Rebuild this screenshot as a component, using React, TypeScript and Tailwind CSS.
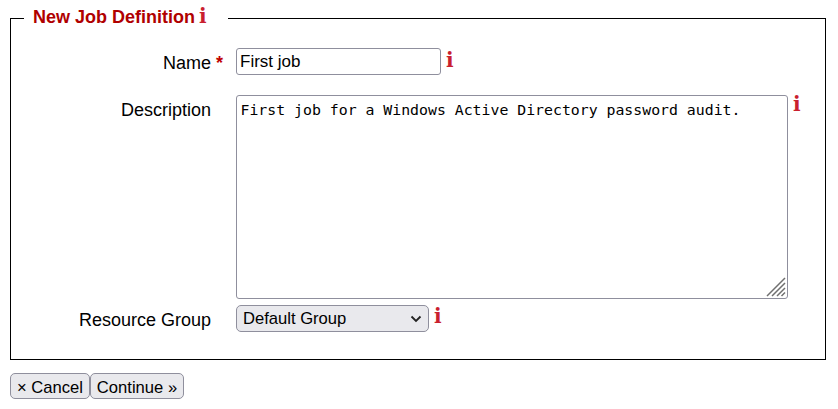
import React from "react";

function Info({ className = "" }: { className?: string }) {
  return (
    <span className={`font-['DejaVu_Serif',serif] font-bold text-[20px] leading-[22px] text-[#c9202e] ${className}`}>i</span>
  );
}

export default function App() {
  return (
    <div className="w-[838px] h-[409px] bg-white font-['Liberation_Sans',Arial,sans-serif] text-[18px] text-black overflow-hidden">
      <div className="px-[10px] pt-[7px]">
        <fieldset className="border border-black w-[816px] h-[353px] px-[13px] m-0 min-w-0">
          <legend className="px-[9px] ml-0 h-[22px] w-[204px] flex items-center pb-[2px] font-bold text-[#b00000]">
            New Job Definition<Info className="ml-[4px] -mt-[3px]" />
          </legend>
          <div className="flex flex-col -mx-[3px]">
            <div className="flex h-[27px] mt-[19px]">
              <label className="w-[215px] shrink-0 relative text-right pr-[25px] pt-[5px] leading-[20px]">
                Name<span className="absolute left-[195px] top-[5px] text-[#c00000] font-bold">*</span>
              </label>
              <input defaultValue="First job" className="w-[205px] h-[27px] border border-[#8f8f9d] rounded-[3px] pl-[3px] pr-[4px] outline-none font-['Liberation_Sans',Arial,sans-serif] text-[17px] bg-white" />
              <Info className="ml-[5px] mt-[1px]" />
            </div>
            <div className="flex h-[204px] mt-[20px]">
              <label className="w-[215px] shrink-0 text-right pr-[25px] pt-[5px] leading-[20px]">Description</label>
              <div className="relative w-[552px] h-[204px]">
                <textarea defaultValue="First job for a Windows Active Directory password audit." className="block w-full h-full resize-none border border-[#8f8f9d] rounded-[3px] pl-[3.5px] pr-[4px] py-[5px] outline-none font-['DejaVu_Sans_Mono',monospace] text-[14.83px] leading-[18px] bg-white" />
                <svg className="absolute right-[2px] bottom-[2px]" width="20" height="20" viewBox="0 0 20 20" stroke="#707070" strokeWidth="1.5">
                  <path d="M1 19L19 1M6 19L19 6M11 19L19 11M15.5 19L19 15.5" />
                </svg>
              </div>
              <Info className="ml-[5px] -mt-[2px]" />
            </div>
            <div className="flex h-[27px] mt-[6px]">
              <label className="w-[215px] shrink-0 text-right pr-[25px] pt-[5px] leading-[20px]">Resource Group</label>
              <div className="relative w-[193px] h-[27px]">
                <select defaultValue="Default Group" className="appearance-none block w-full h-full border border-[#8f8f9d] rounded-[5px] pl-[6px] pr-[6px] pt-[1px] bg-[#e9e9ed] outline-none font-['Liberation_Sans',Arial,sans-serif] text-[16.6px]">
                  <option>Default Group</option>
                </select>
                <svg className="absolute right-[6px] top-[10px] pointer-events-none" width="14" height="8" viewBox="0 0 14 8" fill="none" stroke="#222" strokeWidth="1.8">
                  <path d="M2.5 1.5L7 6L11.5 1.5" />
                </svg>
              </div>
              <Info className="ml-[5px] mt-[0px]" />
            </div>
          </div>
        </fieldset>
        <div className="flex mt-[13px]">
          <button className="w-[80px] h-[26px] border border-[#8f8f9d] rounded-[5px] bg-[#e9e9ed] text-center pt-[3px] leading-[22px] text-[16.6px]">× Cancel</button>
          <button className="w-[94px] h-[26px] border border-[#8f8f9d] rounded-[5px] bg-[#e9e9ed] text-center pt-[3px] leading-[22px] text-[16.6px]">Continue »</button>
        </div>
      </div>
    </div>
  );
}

━━━━━━━━

The exercise
Reproduce the whole listing word for word, setting aside any pictures.

Exercise result
Rebuild this screenshot as a component, using React, TypeScript and Tailwind CSS.
import React from "react";

function Info({ className = "" }: { className?: string }) {
  return (
    <span className={`font-['DejaVu_Serif',serif] font-bold text-[20px] leading-[22px] text-[#c9202e] ${className}`}>i</span>
  );
}

export default function App() {
  return (
    <div className="w-[838px] h-[409px] bg-white font-['Liberation_Sans',Arial,sans-serif] text-[18px] text-black overflow-hidden">
      <div className="px-[10px] pt-[7px]">
        <fieldset className="border border-black w-[816px] h-[353px] px-[13px] m-0 min-w-0">
          <legend className="px-[9px] ml-0 h-[22px] w-[204px] flex items-center pb-[2px] font-bold text-[#b00000]">
            New Job Definition<Info className="ml-[4px] -mt-[3px]" />
          </legend>
          <div className="flex flex-col -mx-[3px]">
            <div className="flex h-[27px] mt-[19px]">
              <label className="w-[215px] shrink-0 relative text-right pr-[25px] pt-[5px] leading-[20px]">
                Name<span className="absolute left-[195px] top-[5px] text-[#c00000] font-bold">*</span>
              </label>
              <input defaultValue="First job" className="w-[205px] h-[27px] border border-[#8f8f9d] rounded-[3px] pl-[3px] pr-[4px] outline-none font-['Liberation_Sans',Arial,sans-serif] text-[17px] bg-white" />
              <Info className="ml-[5px] mt-[1px]" />
            </div>
            <div className="flex h-[204px] mt-[20px]">
              <label className="w-[215px] shrink-0 text-right pr-[25px] pt-[5px] leading-[20px]">Description</label>
              <div className="relative w-[552px] h-[204px]">
                <textarea defaultValue="First job for a Windows Active Directory password audit." className="block w-full h-full resize-none border border-[#8f8f9d] rounded-[3px] pl-[3.5px] pr-[4px] py-[5px] outline-none font-['DejaVu_Sans_Mono',monospace] text-[14.83px] leading-[18px] bg-white" />
                <svg className="absolute right-[2px] bottom-[2px]" width="20" height="20" viewBox="0 0 20 20" stroke="#707070" strokeWidth="1.5">
                  <path d="M1 19L19 1M6 19L19 6M11 19L19 11M15.5 19L19 15.5" />
                </svg>
              </div>
              <Info className="ml-[5px] -mt-[2px]" />
            </div>
            <div className="flex h-[27px] mt-[6px]">
              <label className="w-[215px] shrink-0 text-right pr-[25px] pt-[5px] leading-[20px]">Resource Group</label>
              <div className="relative w-[193px] h-[27px]">
                <select defaultValue="Default Group" className="appearance-none block w-full h-full border border-[#8f8f9d] rounded-[5px] pl-[6px] pr-[6px] pt-[1px] bg-[#e9e9ed] outline-none font-['Liberation_Sans',Arial,sans-serif] text-[16.6px]">
                  <option>Default Group</option>
                </select>
                <svg className="absolute right-[6px] top-[10px] pointer-events-none" width="14" height="8" viewBox="0 0 14 8" fill="none" stroke="#222" strokeWidth="1.8">
                  <path d="M2.5 1.5L7 6L11.5 1.5" />
                </svg>
              </div>
              <Info className="ml-[5px] mt-[0px]" />
            </div>
          </div>
        </fieldset>
        <div className="flex mt-[13px]">
          <button className="w-[80px] h-[26px] border border-[#8f8f9d] rounded-[5px] bg-[#e9e9ed] text-center pt-[3px] leading-[22px] text-[16.6px]">× Cancel</button>
          <button className="w-[94px] h-[26px] border border-[#8f8f9d] rounded-[5px] bg-[#e9e9ed] text-center pt-[3px] leading-[22px] text-[16.6px]">Continue »</button>
        </div>
      </div>
    </div>
  );
}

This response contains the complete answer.